>>973883Yes, you can and should take tinder with you. Egg cartons with candle wax and egg carton mix, or the petroleum jelly cotton pads, you can even use litchen or birch bark or pine/spruce resin, acorns, mushrooms, whatever.
Frozen wet leaves, frozen tiny twigs or feathersticks of frozen wood won't work so well in my experience.
Feathersticks of dry unfrozen wood work fine, to get this you split the wood one way or the other. The center is usually dry for a wrist-thick piece and burns nice.
Generally thoroughly frozen wood sticks of kindling size won't burn without a bigger fire. Using them at the start of the fire just makes a lot of smoke but maybe my skills are shit and I did not say the magic word.
I'd use an axe for the rough work and knife to baton tinier sticks since it's more accurate with a knife.
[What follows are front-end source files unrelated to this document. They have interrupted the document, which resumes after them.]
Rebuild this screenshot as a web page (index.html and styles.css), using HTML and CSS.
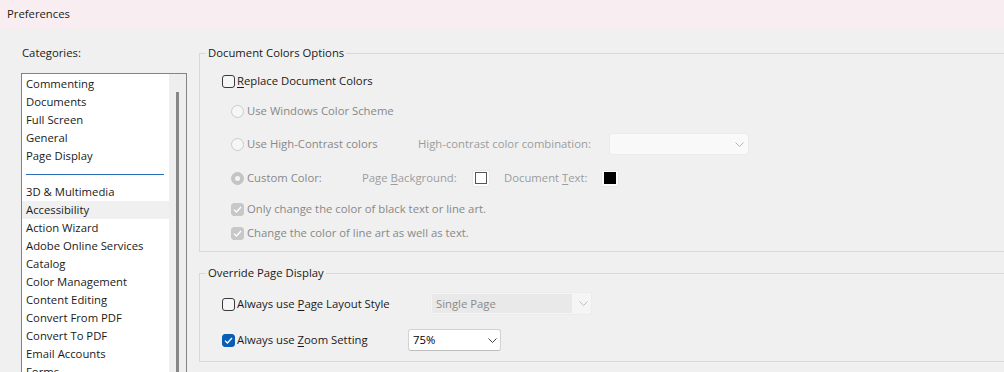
FILE: index.html
```html
<!DOCTYPE html>
<html lang="en">
<head>
<meta charset="utf-8">
<title>Preferences</title>
<link rel="stylesheet" href="styles.css">
</head>
<body>
<div class="window">
  <div class="titlebar">Preferences</div>
  <div class="content">
    <aside class="sidebar">
      <div class="cat-label">Categories:</div>
      <div class="listbox">
        <ul class="list">
          <li>Commenting</li>
          <li>Documents</li>
          <li>Full Screen</li>
          <li>General</li>
          <li>Page Display</li>
          <li class="sep"></li>
          <li>3D &amp; Multimedia</li>
          <li class="selected">Accessibility</li>
          <li>Action Wizard</li>
          <li>Adobe Online Services</li>
          <li>Catalog</li>
          <li>Color Management</li>
          <li>Content Editing</li>
          <li>Convert From PDF</li>
          <li>Convert To PDF</li>
          <li>Email Accounts</li>
          <li>Forms</li>
        </ul>
        <div class="scrollbar"><div class="thumb"></div></div>
      </div>
    </aside>

    <main class="panel">
      <fieldset class="group group-colors">
        <legend>Document Colors Options</legend>

        <div class="row r1">
          <span class="check"></span>
          <span class="lbl"><u>R</u>eplace Document Colors</span>
        </div>

        <div class="row r2 indent">
          <span class="radio"></span>
          <span class="lbl dis">Use Windows Color Scheme</span>
        </div>

        <div class="row r3 indent">
          <div class="cell w-hc">
            <span class="radio"></span>
            <span class="lbl dis">Use High-Contrast colors</span>
          </div>
          <span class="text-cell w-hclabel dim">Hi<u>g</u>h-contrast color combination:</span>
          <div class="select select-hc">
            <span class="select-text"></span>
            <svg class="chev" width="9" height="5" viewBox="0 0 9 5"><polyline points="0.5,0.5 4.5,4.5 8.5,0.5" fill="none" stroke="#b4b4b4" stroke-width="1"/></svg>
          </div>
        </div>

        <div class="row r4 indent">
          <div class="cell w-custom">
            <span class="radio radio-on"><span class="dot"></span></span>
            <span class="lbl dis">Custom Color:</span>
          </div>
          <span class="text-cell w-pagebg dim">Page <u>B</u>ackground:</span>
          <span class="swatch"><span class="swatch-in white"></span></span>
          <span class="text-cell w-doctext dim">Document <u>T</u>ext:</span>
          <span class="swatch"><span class="swatch-in black"></span></span>
        </div>

        <div class="row r5 indent">
          <span class="check check-dis">
            <svg width="9" height="7" viewBox="0 0 9 7"><polyline points="1,3.6 3.4,6 8,1" fill="none" stroke="#fff" stroke-width="1.3"/></svg>
          </span>
          <span class="lbl dis">Only change the color of black text or line art.</span>
        </div>

        <div class="row r6 indent">
          <span class="check check-dis">
            <svg width="9" height="7" viewBox="0 0 9 7"><polyline points="1,3.6 3.4,6 8,1" fill="none" stroke="#fff" stroke-width="1.3"/></svg>
          </span>
          <span class="lbl dis">Change the color of line art as well as text.</span>
        </div>
      </fieldset>

      <fieldset class="group group-override">
        <legend>Override Page Display</legend>

        <div class="row o1">
          <div class="cell w-layout">
            <span class="check"></span>
            <span class="lbl">Always use <u>P</u>age Layout Style</span>
          </div>
          <div class="select select-layout">
            <span class="select-text">Single Page</span>
            <svg class="chev" width="9" height="5" viewBox="0 0 9 5"><polyline points="0.5,0.5 4.5,4.5 8.5,0.5" fill="none" stroke="#bdbdbd" stroke-width="1"/></svg>
          </div>
        </div>

        <div class="row o2">
          <div class="cell w-zoom">
            <span class="check check-on">
              <svg width="9" height="7" viewBox="0 0 9 7"><polyline points="1,3.6 3.4,6 8,1" fill="none" stroke="#fff" stroke-width="1.3"/></svg>
            </span>
            <span class="lbl">Always use <u>Z</u>oom Setting</span>
          </div>
          <div class="select select-zoom">
            <span class="select-text">75%</span>
            <svg class="chev" width="9" height="5" viewBox="0 0 9 5"><polyline points="0.5,0.5 4.5,4.5 8.5,0.5" fill="none" stroke="#444" stroke-width="1"/></svg>
          </div>
        </div>
      </fieldset>
    </main>
  </div>
</div>
</body>
</html>
```

FILE: styles.css
```css
html, body {
  margin: 0;
  padding: 0;
  height: 100%;
  overflow: hidden;
  background: #f0f0f0;
}

body {
  font-family: "Open Sans", "Noto Sans", sans-serif;
  font-size: 11.3px;
  line-height: 16px;
  color: #1a1a1a;
}

.window {
  display: flex;
  flex-direction: column;
}

.titlebar {
  height: 29px;
  line-height: 28px;
  padding-left: 7px;
  background: #f8eef2;
  color: #1a1a1a;
}

.content {
  display: flex;
  gap: 12px;
  padding-top: 16px;
}

/* ---------- sidebar ---------- */
.sidebar {
  margin-left: 21px;
  width: 166px;
  flex: none;
}

.cat-label {
  height: 16px;
  margin-bottom: 12px;
  padding-left: 1px;
}

.listbox {
  display: flex;
  border: 1px solid #848484;
  height: 330px;
  background: #fff;
}

.list {
  list-style: none;
  margin: 0;
  padding: 1px 0 0 0;
  width: 147px;
  flex: none;
}

.list li {
  height: 18px;
  line-height: 18px;
  padding-left: 4px;
  white-space: nowrap;
}

.list li.selected {
  background: #f0f0f0;
}

.list li.sep {
  display: flex;
  align-items: center;
  padding: 0 5px 0 4px;
}

.list li.sep::after {
  content: "";
  flex: 1;
  height: 1px;
  background: #2a6cb6;
}

.scrollbar {
  width: 17px;
  flex: none;
  background: #eeeeee;
  display: flex;
  justify-content: center;
  padding-top: 18px;
  box-sizing: border-box;
}

.thumb {
  width: 3px;
  background: #878787;
  height: 100%;
  margin-left: -1px;
}

/* ---------- panel ---------- */
.panel {
  width: 830px;
  flex: none;
}

.group {
  margin: 0;
  border: 1px solid #d9d9d9;
  min-width: 0;
  padding: 0 0 0 22px;
}

.group legend {
  margin-left: -16px;
  padding: 0 2px;
  line-height: 16px;
  color: #1a1a1a;
}

.group-colors {
  padding-top: 9px;
  padding-bottom: 7px;
}

.group-override {
  margin-top: 13px;
  padding-top: 12px;
  padding-bottom: 10px;
}

.row {
  display: flex;
  align-items: center;
  height: 22px;
  white-space: nowrap;
}

.indent { padding-left: 9px; }

.r2 { margin-top: 8px; }
.r3 { margin-top: 11px; }
.r4 { margin-top: 12px; }
.r5 { margin-top: 9px; }
.r6 { margin-top: 2px; }
.o2 { margin-top: 14px; }

.cell {
  display: flex;
  align-items: center;
  flex: none;
}

.text-cell {
  display: block;
  flex: none;
  white-space: nowrap;
}

.w-hc { width: 187px; }
.w-hclabel { width: 191px; }
.w-custom { width: 131px; }
.w-pagebg { width: 110px; }
.w-doctext { width: 97px; margin-left: 14px; }
.w-layout { width: 208px; }
.w-zoom { width: 186px; }

.lbl { margin-left: 3px; }
.r1 .lbl, .group-override .lbl { margin-left: 2px; }

.dis { color: #888888; }
.dim { color: #9c9c9c; }

u { text-underline-offset: 2px; }

/* ---------- controls ---------- */
.check {
  width: 13px;
  height: 13px;
  box-sizing: border-box;
  border: 1px solid #3a3a3a;
  border-radius: 3px;
  background: #f6f6f6;
  flex: none;
  display: flex;
  align-items: center;
  justify-content: center;
}

.check-dis {
  border-color: #c8c8c8;
  background: #c8c8c8;
}

.check-on {
  border-color: #0a5cb5;
  background: #0a5cb5;
}

.radio {
  width: 13px;
  height: 13px;
  box-sizing: border-box;
  border: 1px solid #cacaca;
  border-radius: 50%;
  background: #f6f6f6;
  flex: none;
  display: flex;
  align-items: center;
  justify-content: center;
}

.radio-on {
  background: #c4c4c4;
  border-color: #c4c4c4;
}

.radio-on .dot {
  width: 5px;
  height: 5px;
  border-radius: 50%;
  background: #f4f4f4;
}

.swatch {
  width: 18px;
  height: 17px;
  box-sizing: border-box;
  background: #fcfcfc;
  border: 1px solid #e8e8e8;
  border-radius: 2px;
  flex: none;
  display: flex;
  align-items: center;
  justify-content: center;
}

.swatch-in {
  width: 12px;
  height: 12px;
  box-sizing: border-box;
}

.swatch-in.white {
  background: #fff;
  border: 1px solid #555;
}

.swatch-in.black {
  background: #000;
}

.select {
  height: 22px;
  box-sizing: border-box;
  display: flex;
  align-items: center;
  border-radius: 3px;
  flex: none;
}

.select-text {
  flex: 1;
}

.select-hc {
  width: 140px;
  background: #f9f9f9;
  border: 1px solid #ebebeb;
  padding-right: 4px;
}

.select-layout {
  width: 162px;
  height: 23px;
  margin-top: -1px;
  background: #f5f5f5;
  border: 1px solid #ececec;
  padding: 1px 3px 1px 1px;
  border-radius: 2px;
}

.select-layout .select-text {
  align-self: stretch;
  background: #e9e9e9;
  color: #8a8a8a;
  padding-left: 4px;
  line-height: 19px;
  margin-right: 7px;
}

.select-zoom {
  width: 93px;
  background: #fff;
  border: 1px solid #d2d2d2;
  border-bottom-color: #bdbdbd;
  padding: 0 3px 0 4px;
  color: #000;
}

.chev { flex: none; }
```
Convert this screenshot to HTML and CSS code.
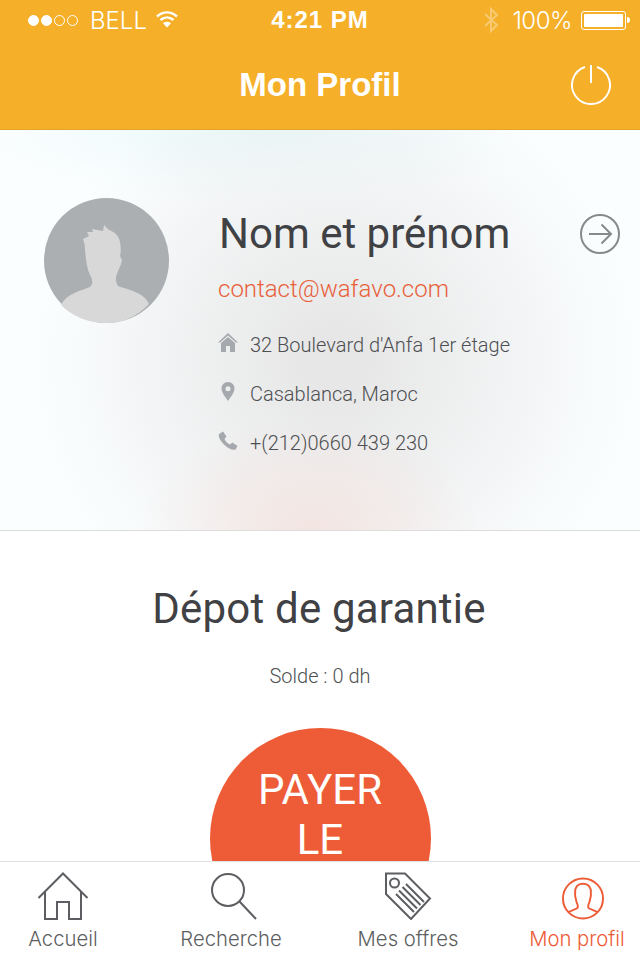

If the only thing I took was a knife, I'd use that and not attempt to baton thicker than wrist size.
Conversely, if the only thing I brought was an axe or I lose my knife, I could do feathersticks with an axe if it were small enough and sharp enough. I don't recommend this though since a knife is easier.
In my experience attempting to "dry" frozen wood while starting a fire is just theory speaking and not going to really dry the wood at all, but then again I'm a bushkekker with a good steel knife.